Finding Myself

Even though I am technically only working one job right now (the cemetery), I’m busier than ever. I have been going non-stop for weeks now. In fact, I have been going for so long now that I feel myself getting close to hitting that proverbial ‘wall’.

Yesterday was Memorial Day, the unofficial start of summer. We had a cookout at my mom’s, but instead of relaxing with the family I was once again going at full speed. After manning the grill and cooking all of the meats, I ate a quick burger and got to work. I took down the pool deck since the pool was removed on Saturday. After that, I employed the help of my niece, nephew, and their friends to remove the 5 4×4 posts that held up the deck. Sadly, my dad put them in REALLY well. Each once was secured with about 24″ of concrete.
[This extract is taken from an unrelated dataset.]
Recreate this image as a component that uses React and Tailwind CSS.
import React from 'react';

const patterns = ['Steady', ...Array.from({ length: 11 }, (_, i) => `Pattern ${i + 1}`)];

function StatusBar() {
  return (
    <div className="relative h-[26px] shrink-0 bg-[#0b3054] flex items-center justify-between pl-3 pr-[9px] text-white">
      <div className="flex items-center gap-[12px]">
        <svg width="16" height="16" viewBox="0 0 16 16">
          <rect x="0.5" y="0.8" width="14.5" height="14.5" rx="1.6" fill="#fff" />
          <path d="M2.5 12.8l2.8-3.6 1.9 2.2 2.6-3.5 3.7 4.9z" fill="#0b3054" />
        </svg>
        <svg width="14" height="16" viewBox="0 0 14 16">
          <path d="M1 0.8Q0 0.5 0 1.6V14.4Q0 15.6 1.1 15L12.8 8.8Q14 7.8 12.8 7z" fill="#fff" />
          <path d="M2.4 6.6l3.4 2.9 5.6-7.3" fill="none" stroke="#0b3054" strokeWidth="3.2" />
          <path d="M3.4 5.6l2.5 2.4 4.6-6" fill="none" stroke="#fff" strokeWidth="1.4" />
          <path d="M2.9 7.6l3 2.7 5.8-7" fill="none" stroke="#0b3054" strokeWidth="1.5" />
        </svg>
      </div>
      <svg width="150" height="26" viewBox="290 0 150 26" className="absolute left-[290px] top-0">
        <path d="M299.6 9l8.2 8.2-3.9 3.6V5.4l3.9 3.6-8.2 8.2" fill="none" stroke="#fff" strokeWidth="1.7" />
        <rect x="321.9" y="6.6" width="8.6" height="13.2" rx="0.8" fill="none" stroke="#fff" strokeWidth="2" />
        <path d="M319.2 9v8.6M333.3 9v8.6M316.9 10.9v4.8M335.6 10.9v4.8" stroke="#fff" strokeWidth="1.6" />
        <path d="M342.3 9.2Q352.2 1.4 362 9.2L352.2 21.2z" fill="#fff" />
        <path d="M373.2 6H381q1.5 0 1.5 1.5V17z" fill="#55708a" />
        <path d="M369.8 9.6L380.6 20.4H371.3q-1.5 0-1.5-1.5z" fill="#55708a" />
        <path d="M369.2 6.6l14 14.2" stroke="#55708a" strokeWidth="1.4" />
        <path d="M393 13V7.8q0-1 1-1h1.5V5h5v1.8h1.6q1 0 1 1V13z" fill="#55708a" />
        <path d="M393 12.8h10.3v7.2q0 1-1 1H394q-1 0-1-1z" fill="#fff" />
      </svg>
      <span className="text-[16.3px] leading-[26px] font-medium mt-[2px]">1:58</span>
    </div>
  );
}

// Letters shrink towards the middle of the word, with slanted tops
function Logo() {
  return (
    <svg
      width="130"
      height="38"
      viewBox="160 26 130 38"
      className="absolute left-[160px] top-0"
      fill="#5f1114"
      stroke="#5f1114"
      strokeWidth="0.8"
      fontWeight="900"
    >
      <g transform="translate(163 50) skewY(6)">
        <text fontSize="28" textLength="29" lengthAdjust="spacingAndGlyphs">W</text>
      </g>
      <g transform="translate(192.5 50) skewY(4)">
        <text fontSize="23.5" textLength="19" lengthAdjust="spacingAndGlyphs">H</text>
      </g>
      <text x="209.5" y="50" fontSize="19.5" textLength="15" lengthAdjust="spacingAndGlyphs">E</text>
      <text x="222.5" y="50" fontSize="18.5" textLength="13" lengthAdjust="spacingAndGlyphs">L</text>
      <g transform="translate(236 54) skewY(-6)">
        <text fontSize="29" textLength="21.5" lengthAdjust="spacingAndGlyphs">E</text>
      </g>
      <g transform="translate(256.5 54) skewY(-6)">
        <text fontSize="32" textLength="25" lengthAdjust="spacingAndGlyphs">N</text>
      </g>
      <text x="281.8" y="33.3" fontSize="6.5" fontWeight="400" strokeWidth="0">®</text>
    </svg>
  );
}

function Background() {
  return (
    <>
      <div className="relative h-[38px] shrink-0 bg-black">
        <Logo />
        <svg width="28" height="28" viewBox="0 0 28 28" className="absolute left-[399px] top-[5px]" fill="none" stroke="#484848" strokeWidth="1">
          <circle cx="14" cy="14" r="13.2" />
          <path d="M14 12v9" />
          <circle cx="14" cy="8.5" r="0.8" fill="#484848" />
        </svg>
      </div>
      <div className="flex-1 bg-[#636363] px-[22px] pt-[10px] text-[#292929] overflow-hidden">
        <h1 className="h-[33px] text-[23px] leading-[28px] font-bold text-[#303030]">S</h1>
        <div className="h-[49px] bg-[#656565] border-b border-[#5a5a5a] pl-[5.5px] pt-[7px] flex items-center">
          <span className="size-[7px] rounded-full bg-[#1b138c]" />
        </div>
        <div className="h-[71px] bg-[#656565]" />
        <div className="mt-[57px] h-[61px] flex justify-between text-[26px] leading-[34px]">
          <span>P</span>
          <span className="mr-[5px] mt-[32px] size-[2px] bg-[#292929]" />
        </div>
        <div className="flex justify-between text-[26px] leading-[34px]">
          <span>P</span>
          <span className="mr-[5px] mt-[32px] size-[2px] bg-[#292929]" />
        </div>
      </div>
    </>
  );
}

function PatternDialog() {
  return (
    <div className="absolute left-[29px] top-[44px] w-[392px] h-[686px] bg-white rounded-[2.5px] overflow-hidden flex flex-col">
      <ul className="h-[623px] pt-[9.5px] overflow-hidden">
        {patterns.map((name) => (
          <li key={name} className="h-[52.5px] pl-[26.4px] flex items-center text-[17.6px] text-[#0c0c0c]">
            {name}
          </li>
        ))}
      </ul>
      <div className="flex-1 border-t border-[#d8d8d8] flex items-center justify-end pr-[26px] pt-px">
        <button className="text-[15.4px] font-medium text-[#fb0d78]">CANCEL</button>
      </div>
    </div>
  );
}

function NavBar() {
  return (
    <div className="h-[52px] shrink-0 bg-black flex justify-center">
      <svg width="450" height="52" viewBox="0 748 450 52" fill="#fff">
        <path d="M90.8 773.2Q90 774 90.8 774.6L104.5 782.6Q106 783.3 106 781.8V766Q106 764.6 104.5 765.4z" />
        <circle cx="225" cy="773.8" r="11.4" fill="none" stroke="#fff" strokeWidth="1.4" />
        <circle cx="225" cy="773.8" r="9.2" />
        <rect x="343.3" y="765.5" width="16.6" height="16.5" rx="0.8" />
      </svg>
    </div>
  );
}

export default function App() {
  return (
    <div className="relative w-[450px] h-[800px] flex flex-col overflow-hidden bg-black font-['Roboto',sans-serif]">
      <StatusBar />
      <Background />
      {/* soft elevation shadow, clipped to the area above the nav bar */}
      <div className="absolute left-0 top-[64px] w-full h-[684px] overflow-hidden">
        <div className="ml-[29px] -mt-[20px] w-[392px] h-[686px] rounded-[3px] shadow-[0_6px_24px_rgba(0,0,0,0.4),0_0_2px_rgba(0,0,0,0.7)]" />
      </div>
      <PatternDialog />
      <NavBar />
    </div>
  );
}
We dug, pulled, pushed, levered, and eventually jack hammered out all 5 posts over the course of about 2 hours. After that, I had my nephew help me support the bad tire on the board trailer with a plank and then we carried the boat that I drug out to the front to power wash last week back to the trailer and flipped it upside down on the trailer to keep it from filling up with water. After all of this I was dirty, hot, and exhausted. I fact, after coming home I fell asleep in a chair for about 30 minutes. While I didn’t mind doing these things for the most part since they needed to get done, it was a reminder that I eventually need to take some time for myself and do something I want to do, not need to do.
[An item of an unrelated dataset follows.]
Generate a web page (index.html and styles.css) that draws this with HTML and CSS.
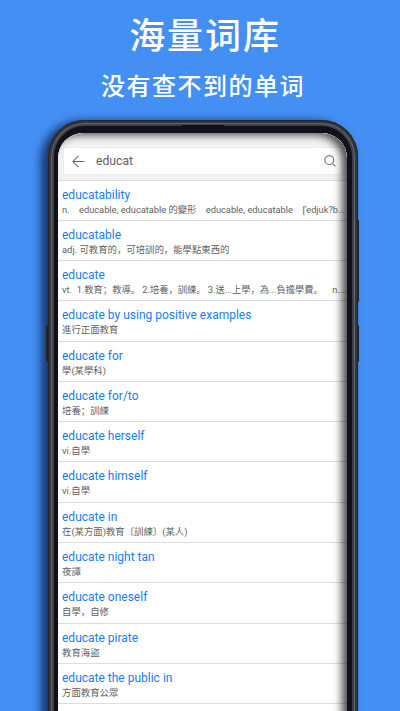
FILE: index.html
```html
<!DOCTYPE html>
<html lang="zh">
<head>
<meta charset="utf-8">
<title>educat</title>
<link rel="stylesheet" href="styles.css">
</head>
<body>
<header class="hero">
  <h1>海量词库</h1>
  <p>没有查不到的单词</p>
</header>
<main class="phone">
  <i class="key key-left"></i><i class="key key-power"></i><i class="key key-right"></i>
  <i class="speaker"></i>
  <div class="screen">
    <div class="shade"></div>
    <div class="top">
      <div class="search">
        <svg class="back" viewBox="0 0 14 14"><path d="M7 1 1 7l6 6M1 7h12.5"/></svg>
        <span class="query">educat</span>
        <svg class="glass" viewBox="0 0 13 13"><circle cx="5.7" cy="5.5" r="4.8"/><path d="m9 9 3.4 3.4"/></svg>
      </div>
    </div>
    <ul class="list">
      <li><b>educatability</b><span class="tight">n.&emsp;educable, educatable 的變形&emsp;educable, educatable&emsp;['edjuk?b...</span></li>
      <li><b>educatable</b><span>adj. 可教育的，可培訓的，能學點東西的</span></li>
      <li><b>educate</b><span class="tight">vt.&ensp;1.教育；教導。 2.培養，訓練。 3.送...上學，為...負擔學費。&emsp;n....</span></li>
      <li><b>educate by using positive examples</b><span>進行正面教育</span></li>
      <li><b>educate for</b><span>學(某學科)</span></li>
      <li><b>educate for/to</b><span>培養；訓練</span></li>
      <li><b>educate herself</b><span>vi.自學</span></li>
      <li><b>educate himself</b><span>vi.自學</span></li>
      <li><b>educate in</b><span>在(某方面)教育〔訓練〕(某人)</span></li>
      <li><b>educate night tan</b><span>夜譚</span></li>
      <li><b>educate oneself</b><span>自學，自修</span></li>
      <li><b>educate pirate</b><span>教育海盜</span></li>
      <li><b>educate the public in</b><span>方面教育公眾</span></li>
    </ul>
  </div>
</main>
</body>
</html>
```
FILE: styles.css
```css
* { box-sizing: border-box; }
html, body { height: 100%; }
body {
  margin: 0;
  overflow: hidden;
  background: #448ff4;
  font-family: Roboto, "Noto Sans CJK TC", sans-serif;
}
.hero {
  height: 120px;
  padding-top: 7px;
  color: #fff;
  text-align: center;
  font-family: "Noto Sans CJK SC", sans-serif;
  font-weight: 500;
}
.hero h1 {
  margin: 0;
  padding-left: 10px;
  font-size: 36px;
  line-height: 52px;
  letter-spacing: 1.9px;
  font-weight: 500;
}
.hero p {
  margin: 9px 0 0;
  padding-left: 6px;
  font-size: 24px;
  line-height: 34px;
  letter-spacing: 1.5px;
}
.phone {
  position: relative;
  width: 310px;
  height: 610px;
  margin-left: 48px;
  padding: 13px 11px 0 10px;
  border-radius: 37px 37px 0 0;
  background: #111217;
  box-shadow:
    inset 0 0 0 1px #25262b,
    inset 0 0 0 3px #36373c,
    inset 0 0 0 4px #66676d,
    inset 0 0 0 6px #3e3f45,
    -6px 2px 9px 1px rgba(15, 35, 80, .8);
}
.key {
  position: absolute;
  width: 2px;
  background: #24252b;
  border-radius: 1px;
}
.key-left { left: -2px; top: 205px; height: 37px; }
.key-power { right: -1px; top: 100px; height: 82px; }
.key-right { right: -1px; top: 205px; height: 37px; }
.speaker {
  position: absolute;
  left: 134px;
  top: 5px;
  width: 42px;
  height: 2px;
  background: #101115;
}
.screen {
  position: relative;
  height: 100%;
  overflow: hidden;
  border-radius: 25px 25px 0 0;
  background: #fff;
}
.top {
  height: 46.6px;
  padding: 14px 5px 0;
  background: #f3f3f3;
}
.search {
  display: flex;
  align-items: center;
  height: 28px;
  padding: 0 5px 0 8px;
  border: 1px solid #ebebeb;
  background: #fff;
}
.search svg { fill: none; stroke: #666; stroke-width: 1.1; }
.back { width: 13px; height: 13px; }
.query {
  flex: 1;
  padding-left: 11px;
  color: #5f5f5f;
  font-size: 12.2px;
}
.glass { width: 12px; height: 12px; }
.list { margin: 0; padding: 0; list-style: none; }
.list li {
  height: 40.27px;
  padding: 6px 0 0 4px;
  border-top: 1px solid #ddd;
}
.list li:last-child { height: 41.27px; border-bottom: 1px solid #ddd; }
.list b, .list span {
  display: block;
  white-space: nowrap;
}
.list b {
  color: #187df0;
  font-weight: 400;
  font-size: 12px;
  line-height: 16px;
}
.list span {
  color: #616161;
  font-size: 9.4px;
  line-height: 14px;
}
.list .tight { font-size: 9.28px; }
.shade {
  position: absolute;
  z-index: 1;
  inset: 0;
  border-radius: 25px 25px 0 0;
  box-shadow: inset -6px 3px 9px -1px rgba(0, 0, 0, .7);
}
```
This notion really hit home last night when I loaded up this site and saw that I made my first video blog post 12 years ago, the weekend we got our cable modem. It was fun listening to what was going on and looking behind me at my old computer room. Back then I was working full time at Lowe’s and when I came home my time was mine since we did not have kids yet. Hell, at that time 12 years ago we weren’t even married yet! I miss the time when I had some time to sit down and do some things I wanted to do. I’m talking about the simple things like maybe watching a show I want to watch, or to play a game. Lately by the time we put the kids to bed, I’ve been going non-stop all day that all I want to do is go to bed. I know this is part of being an ‘adult’, but I still would like to figure out a way to do some of the things I used to like to do. I know things will probably change a bit once I get my new office built, but I’ve been so busy I haven’t worked on that since last month. With all of the rain we’ve been having the grass hasn’t slowed down at all at the cemetery. I’ve been trying to cut as much grass as I can in the sections that aren’t completely flooded. And to top things off, the zero turn mower is down right now after a deck support brace broke last week. I’ve been so buy I haven’t even gotten a chance to pull off the broken piece in an effort to either fix it or buy a new one.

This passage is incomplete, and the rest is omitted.